Supply chain disruption has been a recurring topic in 2016. Along with “disruption,” we've all heard terms like “leveraging data,” or acquiring “visibility and transparency” via a necessary “digital transformation.”
It's often frustrating to come across these terms through marketing material on a vendor's website, or articles by “industry thought leaders” that never offer a clear definition. Let's take a look and try to dissect some of these trending buzzwords.
Data is the sum of multiple facts and statistics collected together for reference or analysis.
For an organization, the ability to access its own data and visualize the status and performance of increasingly complex supply chain operations is a critical need. These indicators include the status of a requested quote, the historical pricing of a specific component, the ratio of on-time shipments versus late deliveries, the levels of excess inventory, and compliance indicators.
Transparency and visibility matter, so organizations are striving to collect, aggregate, and immediately visualize these analytics. The end result, ideally, is the ability to make better informed strategic decisions, to proactively resolve potential problems before they occur, and to lower the response time to unpredictable disruption like the Fukushima accident or the Hanjin shipping fiasco.
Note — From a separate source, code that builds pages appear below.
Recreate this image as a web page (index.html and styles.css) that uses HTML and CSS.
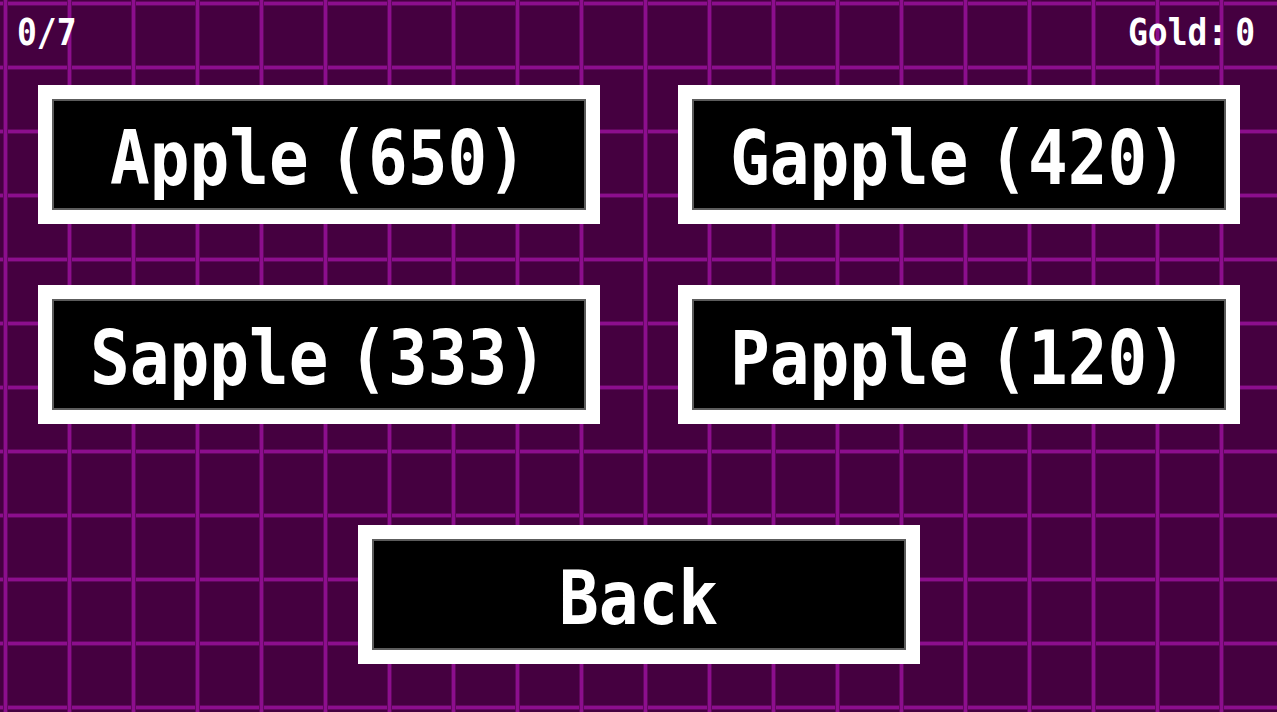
FILE: index.html
```html
<!DOCTYPE html>
<html lang="en">
<head>
    <meta charset="UTF-8">
    <meta name="viewport" content="width=device-width, initial-scale=1.0">
    <title>Shop</title>
    <link rel="stylesheet" href="styles.css">
</head>
<body>
    <header class="hud">
        <span class="hud-text">0/7</span>
        <span class="hud-text">Gold: 0</span>
    </header>

    <main class="shop">
        <div class="shop-grid">
            <button class="pixel-btn"><span class="pixel-face"><span class="label">Apple (650)</span></span></button>
            <button class="pixel-btn"><span class="pixel-face"><span class="label">Gapple (420)</span></span></button>
            <button class="pixel-btn"><span class="pixel-face"><span class="label">Sapple (333)</span></span></button>
            <button class="pixel-btn"><span class="pixel-face"><span class="label">Papple (120)</span></span></button>
        </div>

        <button class="pixel-btn back-btn"><span class="pixel-face"><span class="label">Back</span></span></button>
    </main>
</body>
</html>
```

FILE: styles.css
```css
html, body {
    height: 100%;
}

body {
    margin: 0;
    overflow: hidden;
    font-family: "DejaVu Sans Mono", "Liberation Mono", monospace;
    font-weight: bold;
    color: #fff;
    background-color: #450040;
    /* 64px grid with soft magenta lines */
    background-image:
        linear-gradient(90deg, #62075f 0, #62075f 1px, #8c0e8d 1px, #8c0e8d 4px, #62075f 4px, #62075f 5px, transparent 5px),
        linear-gradient(180deg, #62075f 0, #62075f 1px, #8c0e8d 1px, #8c0e8d 4px, #62075f 4px, #62075f 5px, transparent 5px);
    background-size: 64px 100%, 100% 64px;
    background-position: 3px 0, 0 1px;
}

.hud {
    height: 85px;
    box-sizing: border-box;
    padding: 14px 22px 0 17px;
    display: flex;
    justify-content: space-between;
    align-items: flex-start;
}

.hud-text {
    display: inline-block;
    font-size: 33px;
    line-height: 33px;
    word-spacing: -12px;
    transform: scaleY(1.12);
    transform-origin: top;
}

.shop {
    display: flex;
    flex-direction: column;
    align-items: center;
}

.shop-grid {
    display: grid;
    grid-template-columns: 562px 562px;
    column-gap: 78px;
    row-gap: 61px;
}

.pixel-btn {
    width: 562px;
    height: 139px;
    padding: 0;
    border: 14px solid #fff;
    background: #fff;
    cursor: pointer;
    font: inherit;
    color: inherit;
}

.pixel-face {
    display: flex;
    justify-content: center;
    align-items: center;
    height: 100%;
    box-sizing: border-box;
    border: 2px solid #5c5c5c;
    background-color: #000;
}

.label {
    display: inline-block;
    font-size: 66px;
    line-height: 80px;
    word-spacing: -20px;
    white-space: nowrap;
    transform: translateY(4px) scaleY(1.13);
}

.back-btn {
    margin-top: 101px;
}
```
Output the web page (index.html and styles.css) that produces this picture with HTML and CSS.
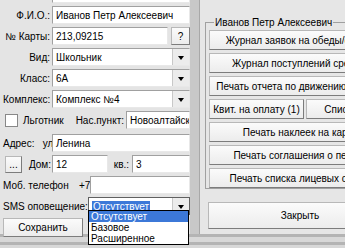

With this type of information, organizations can remain competitive and prevent huge financial losses.
A new generation of software now allow businesses to monitor events in their supply chain workflows and turn raw data into actionable insights. There isn't anything truly innovative behind the concept of visibility, but for a long time the industry has been lacking solutions to enable it. In this time, with the technology that is available, visibility and transparency should be seen as table stakes.
Organizations should look beyond simply utilizing and leveraging their own data. We're only as smart as our own skills and experience, and there is a lot to learn from the outside world.
Navigating global, fast-paced, and incredibly competitive markets implies that:
- Companies need to move quickly in one direction and can't afford to A/B test to see which decision is in their best interest. No organization can give business to a supplier for ten years and decide if it was the right choice afterwards.
- Coming up with pricing benchmarks in a vacuum isn't a feasible task.
- Analyzing a company's position in the market is impossible without context.
Hubs vs. silos
Relying on hubs and mutualizing information is the next big step.
Think about finding new suppliers in a specific niche. Today, this demands weeding through dozens of search engine pages and, in most cases, failing to retrieve any sort of review or ratings. There is no Yelp for suppliers in the electronics manufacturing industry. However, a marketplace that analyzes billions of dollars in quote traffic every year can actually do the vetting by looking at service quality, customer satisfaction, and other indicators. Then it can recommend what the best match for a specific need is, the same way Amazon optimizes results for the product you're looking for.
Discovering trustworthy vendors outside of an existing network, finding alternatives to high-risk components, addressing compliance issues before having to face them internally, benchmarking prices, and finding where you stand in the market makes a big difference. But there is no possible way to generate this knowledge internally. This is why silos need to become hubs.
The amount of vertical-specific intelligence an organization can get from a marketplace is invaluable. The ability to analyze and compare data with the rest of the world enables businesses to accurately understand where their energy and focus should be spent.
For quoting teams, it means requesting bids from hundreds or thousands of suppliers from a single launch point and understanding within seconds if they're getting competitive prices in comparison to the rest of the industry. It also means moving the cursor and seeing that getting a part delivered one day later leads to a 2% price reduction. It informs decisions in a way that we can't begin to imagine until our approach shifts from micro to macro.
Connected platforms also become highly valuable for suppliers. We tend to blame vendors for their lack of transparency and view them as a unidimensional price-point application program interface (API) with very little added value apart from PPV negotiation. Suppliers should be rewarded for delivering good business and customer satisfaction. They should be more visible than borderline scam vendors that inject counterfeit components in the supply chain. This is not the case today and we need it to happen for the sake of the whole industry.
After being exposed to the value proposition of these changes and witnessing the early adoption of new workflows throughout the year, 2017 will see this transformation happen at scale. And it's an exciting new set of perspectives and challenges that stand before us.